Continuing Dependence. The very fact that Pompidou could make such a trip in relative cordiality and splendor was an indication of the enduring bond between France and its former colonies. Last month the British Commonwealth was plunged into a crisis because several former British African colonies bitterly opposed the Heath government's plan to resume arms sales to white-ruled South Africa. Yet the 14 countries of what was once French Africa scarcely seem perturbed by the fact that French sales of Mirage jets, submarines, helicopters, AMX-13 light tanks and other arms to South Africa will reach the $2 billion mark within the next four years. As if to underscore the irony, Mauritania's President Muktar Quid Daddah, in an after-dinner tribute last week to President Pompidou, roundly condemned the British government's policy and blithely glossed over the fact that France is Pretoria's principal arms supplier.
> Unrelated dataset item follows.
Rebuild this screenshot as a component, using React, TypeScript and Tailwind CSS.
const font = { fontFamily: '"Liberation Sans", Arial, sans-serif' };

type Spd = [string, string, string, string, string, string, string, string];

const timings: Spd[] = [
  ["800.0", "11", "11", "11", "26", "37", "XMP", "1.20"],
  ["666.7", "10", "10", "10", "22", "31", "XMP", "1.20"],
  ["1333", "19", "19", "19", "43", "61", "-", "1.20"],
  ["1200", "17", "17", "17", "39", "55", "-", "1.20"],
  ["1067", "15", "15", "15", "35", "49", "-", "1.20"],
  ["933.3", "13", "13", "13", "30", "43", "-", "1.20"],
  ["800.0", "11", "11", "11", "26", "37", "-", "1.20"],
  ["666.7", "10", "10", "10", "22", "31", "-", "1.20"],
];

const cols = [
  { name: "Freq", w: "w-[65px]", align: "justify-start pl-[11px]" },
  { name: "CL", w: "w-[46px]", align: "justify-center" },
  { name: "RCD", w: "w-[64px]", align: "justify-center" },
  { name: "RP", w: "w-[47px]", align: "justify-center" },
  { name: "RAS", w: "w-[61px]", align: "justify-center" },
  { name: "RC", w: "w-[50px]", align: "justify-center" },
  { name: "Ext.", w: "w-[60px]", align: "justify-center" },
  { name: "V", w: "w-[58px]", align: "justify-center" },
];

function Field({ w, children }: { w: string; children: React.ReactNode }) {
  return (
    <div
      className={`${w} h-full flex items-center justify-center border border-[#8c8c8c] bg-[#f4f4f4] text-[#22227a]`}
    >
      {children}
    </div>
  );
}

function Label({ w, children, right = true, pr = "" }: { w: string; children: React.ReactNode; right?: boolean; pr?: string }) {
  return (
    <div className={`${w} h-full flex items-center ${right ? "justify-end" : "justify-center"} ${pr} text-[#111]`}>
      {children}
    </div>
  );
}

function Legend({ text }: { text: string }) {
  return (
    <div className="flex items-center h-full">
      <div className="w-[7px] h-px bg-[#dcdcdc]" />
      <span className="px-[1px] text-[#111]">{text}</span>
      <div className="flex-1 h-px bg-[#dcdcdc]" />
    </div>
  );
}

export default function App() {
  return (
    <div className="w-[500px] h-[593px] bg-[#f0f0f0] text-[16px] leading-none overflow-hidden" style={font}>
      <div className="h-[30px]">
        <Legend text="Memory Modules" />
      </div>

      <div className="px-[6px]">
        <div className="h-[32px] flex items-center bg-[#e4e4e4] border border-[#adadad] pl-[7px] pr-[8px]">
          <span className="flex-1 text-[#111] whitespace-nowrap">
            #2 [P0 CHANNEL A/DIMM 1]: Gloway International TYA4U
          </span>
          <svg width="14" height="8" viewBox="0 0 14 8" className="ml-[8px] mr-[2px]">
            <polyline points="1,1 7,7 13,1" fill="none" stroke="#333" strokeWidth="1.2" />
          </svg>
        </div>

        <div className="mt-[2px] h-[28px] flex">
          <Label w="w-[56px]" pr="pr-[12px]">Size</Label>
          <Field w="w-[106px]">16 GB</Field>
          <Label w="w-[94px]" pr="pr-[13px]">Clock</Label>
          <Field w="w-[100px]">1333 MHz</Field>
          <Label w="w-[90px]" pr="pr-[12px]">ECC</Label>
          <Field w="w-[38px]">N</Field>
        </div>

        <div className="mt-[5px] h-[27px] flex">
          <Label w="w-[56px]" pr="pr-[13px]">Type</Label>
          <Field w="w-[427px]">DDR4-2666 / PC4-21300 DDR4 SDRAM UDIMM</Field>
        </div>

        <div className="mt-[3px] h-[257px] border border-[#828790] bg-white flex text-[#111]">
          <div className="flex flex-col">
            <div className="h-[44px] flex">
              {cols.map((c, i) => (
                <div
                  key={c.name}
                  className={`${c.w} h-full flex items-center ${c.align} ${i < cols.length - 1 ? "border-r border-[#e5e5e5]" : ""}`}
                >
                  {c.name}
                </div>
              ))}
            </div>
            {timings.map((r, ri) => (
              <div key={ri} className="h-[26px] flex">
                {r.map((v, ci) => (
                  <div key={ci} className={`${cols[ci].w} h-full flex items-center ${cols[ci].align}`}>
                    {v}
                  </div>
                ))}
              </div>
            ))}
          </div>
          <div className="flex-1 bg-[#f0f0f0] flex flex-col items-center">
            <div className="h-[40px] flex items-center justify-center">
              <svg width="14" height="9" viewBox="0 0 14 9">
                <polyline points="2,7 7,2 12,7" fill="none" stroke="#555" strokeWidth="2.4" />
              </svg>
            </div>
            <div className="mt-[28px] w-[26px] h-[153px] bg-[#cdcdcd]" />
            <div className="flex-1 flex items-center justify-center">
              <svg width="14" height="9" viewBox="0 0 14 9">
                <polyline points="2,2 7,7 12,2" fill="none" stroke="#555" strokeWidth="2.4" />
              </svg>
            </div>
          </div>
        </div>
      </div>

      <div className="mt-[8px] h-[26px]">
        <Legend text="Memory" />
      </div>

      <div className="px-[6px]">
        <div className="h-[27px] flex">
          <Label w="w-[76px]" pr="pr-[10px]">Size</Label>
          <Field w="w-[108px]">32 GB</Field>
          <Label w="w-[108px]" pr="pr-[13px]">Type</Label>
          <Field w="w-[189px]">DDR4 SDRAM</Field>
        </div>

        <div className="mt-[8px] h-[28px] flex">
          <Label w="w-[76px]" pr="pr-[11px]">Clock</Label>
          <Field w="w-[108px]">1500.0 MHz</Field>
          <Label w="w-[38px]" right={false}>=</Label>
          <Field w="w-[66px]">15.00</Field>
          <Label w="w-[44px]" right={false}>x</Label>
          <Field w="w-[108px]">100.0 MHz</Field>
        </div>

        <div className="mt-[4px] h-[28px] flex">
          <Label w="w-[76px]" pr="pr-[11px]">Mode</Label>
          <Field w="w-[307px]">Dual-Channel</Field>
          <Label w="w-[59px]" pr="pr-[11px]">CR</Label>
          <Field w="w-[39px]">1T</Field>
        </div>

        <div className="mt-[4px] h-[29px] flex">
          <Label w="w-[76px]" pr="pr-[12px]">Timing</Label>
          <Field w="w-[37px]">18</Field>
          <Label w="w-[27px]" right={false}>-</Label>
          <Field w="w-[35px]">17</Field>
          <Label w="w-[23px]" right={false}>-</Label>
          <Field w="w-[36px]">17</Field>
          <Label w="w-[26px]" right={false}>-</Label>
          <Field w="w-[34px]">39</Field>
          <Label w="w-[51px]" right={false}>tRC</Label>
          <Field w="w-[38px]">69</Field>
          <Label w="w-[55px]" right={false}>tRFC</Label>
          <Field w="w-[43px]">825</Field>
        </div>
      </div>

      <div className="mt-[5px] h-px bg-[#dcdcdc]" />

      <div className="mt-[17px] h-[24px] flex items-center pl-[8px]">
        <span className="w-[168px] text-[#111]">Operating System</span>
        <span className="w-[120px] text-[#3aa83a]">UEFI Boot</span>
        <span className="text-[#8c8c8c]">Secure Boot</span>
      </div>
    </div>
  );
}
The explanation for the double standard lies in the degree of French-speaking Africa's cultural identification with --and economic dependence on--the mother country. France still pours some $250 million in annual aid into its former African colonies (although 85% of this amount flows back to France in the form of wages to French employees and profits for French companies). Some 200,000 Frenchmen still live in the former colonies; not only do they dominate power companies, railways, airways and broadcasting, they also strongly influence most branches of governments--including armies and police forces. The French army, moreover, is never far away. "As soon as a cloud hangs over a presidential palace," says a Senegalese journalist, "the French troops are immediately confined to their barracks awaiting orders to intervene."
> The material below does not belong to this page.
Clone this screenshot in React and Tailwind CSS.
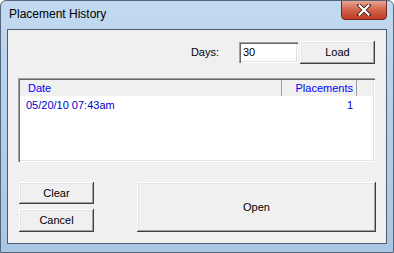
import React from "react";

const raised =
  "shadow-[inset_-1px_-1px_#404040,inset_1px_1px_#ffffff,inset_-2px_-2px_#a0a0a0,inset_2px_2px_#e3e3e3]";
const sunken =
  "shadow-[inset_1px_1px_#a0a0a0,inset_2px_2px_#696969,inset_-1px_-1px_#ffffff,inset_-2px_-2px_#e3e3e3]";

function Btn({ children, className = "" }) {
  return (
    <div
      className={`flex items-center justify-center bg-[#f0f0f0] text-black text-[11px] ${raised} ${className}`}
    >
      {children}
    </div>
  );
}

export default function App() {
  return (
    <div
      className="relative w-[394px] h-[253px] overflow-hidden rounded-t-[6px] border border-[#55667a] bg-gradient-to-b from-[#c2daf1] via-[#b3cfea] to-[#a9c6e4] flex flex-col"
      style={{ fontFamily: '"Liberation Sans", Arial, sans-serif' }}
    >
      {/* Title bar */}
      <div className="h-[28px] flex items-start shrink-0 relative">
        <div className="pl-[8px] pt-[7px] text-[12px] text-black leading-none">Placement History</div>
        <div className="absolute right-[6px] top-[-1px] w-[46px] h-[20px] rounded-b-[4px] border border-[#6b2a20] bg-gradient-to-b from-[#e9a493] via-[#d0634b] to-[#bf3a1f] flex items-center justify-center">
          <svg width="14" height="12" viewBox="0 0 14 12">
            <path d="M2 1 L12 11 M12 1 L2 11" stroke="#4a2018" strokeWidth="4" strokeLinecap="square" />
            <path d="M2.5 1.5 L11.5 10.5 M11.5 1.5 L2.5 10.5" stroke="#ffffff" strokeWidth="2.2" strokeLinecap="square" />
          </svg>
        </div>
      </div>
      {/* Client area */}
      <div className="mx-[6px] h-[215px] border border-[#4e5d6e] bg-[#f0f0f0] flex flex-col text-[11px]">
        {/* Days row */}
        <div className="mt-[11px] mr-[11px] flex items-center justify-end">
          <span className="text-black mr-[20px]">Days:</span>
          <div className={`w-[59px] h-[21px] bg-white flex items-center pl-[4px] text-black ${sunken}`}>30</div>
          <Btn className="ml-[2px] w-[75px] h-[23px]">Load</Btn>
        </div>
        {/* List view */}
        <div className={`mt-[14px] ml-[10px] mr-[11px] h-[84px] bg-white p-[2px] ${sunken} flex flex-col`}>
          <div className="h-[17px] bg-[#f0f0f0] flex text-[#0000ff] border-b border-white">
            <div className="w-[262px] pl-[8px] flex items-center border-r border-[#a0a0a0]">Date</div>
            <div className="w-[75px] flex items-center justify-end pr-[3px] border-r border-[#a0a0a0]">Placements</div>
            <div className="flex-1" />
          </div>
          <div className="h-[16px] flex items-center text-[#0000c8]">
            <div className="w-[262px] pl-[6px]">05/20/10 07:43am</div>
            <div className="w-[75px] text-right pr-[4px]">1</div>
          </div>
        </div>
        {/* Bottom buttons */}
        <div className="mt-[20px] ml-[11px] flex">
          <div className="flex flex-col gap-[5px]">
            <Btn className="w-[75px] h-[22px]">Clear</Btn>
            <Btn className="w-[75px] h-[23px]">Cancel</Btn>
          </div>
          <Btn className="ml-[43px] w-[239px] h-[50px]">Open</Btn>
        </div>
      </div>
    </div>
  );
}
Future History. Though the ties still bind, anti-French sentiment is rising. Students and workers particularly feel that their leaders have sold out to Paris, and they would like to have their countries run without French constraint. For such tiny or unviable countries as Togo, Chad and Dahomey, this is an impossible dream. But for Senegal, the Ivory Coast, Cameroun and Mauritania, such a transition is inevitable. In the view of most African observers, French-speaking Africa faces a second revolution, if only because the first one didn't change anything.
Sensing the changing mood, Pompidou has sought to encourage greater private investment in Africa, and called for increased "Africanization" of local management. Whether he is doing all this in order to strengthen the Africans' ability to manage their own affairs or in order to improve France's image and thereby ensure its continued dominance is not yet clear. In an address to the Senegalese National Assembly at week's end, he emphasized the importance to developing nations of selfhelp. "Whatever its form and size," said Pompidou, "external aid could never, by itself, ensure the success of a policy of development."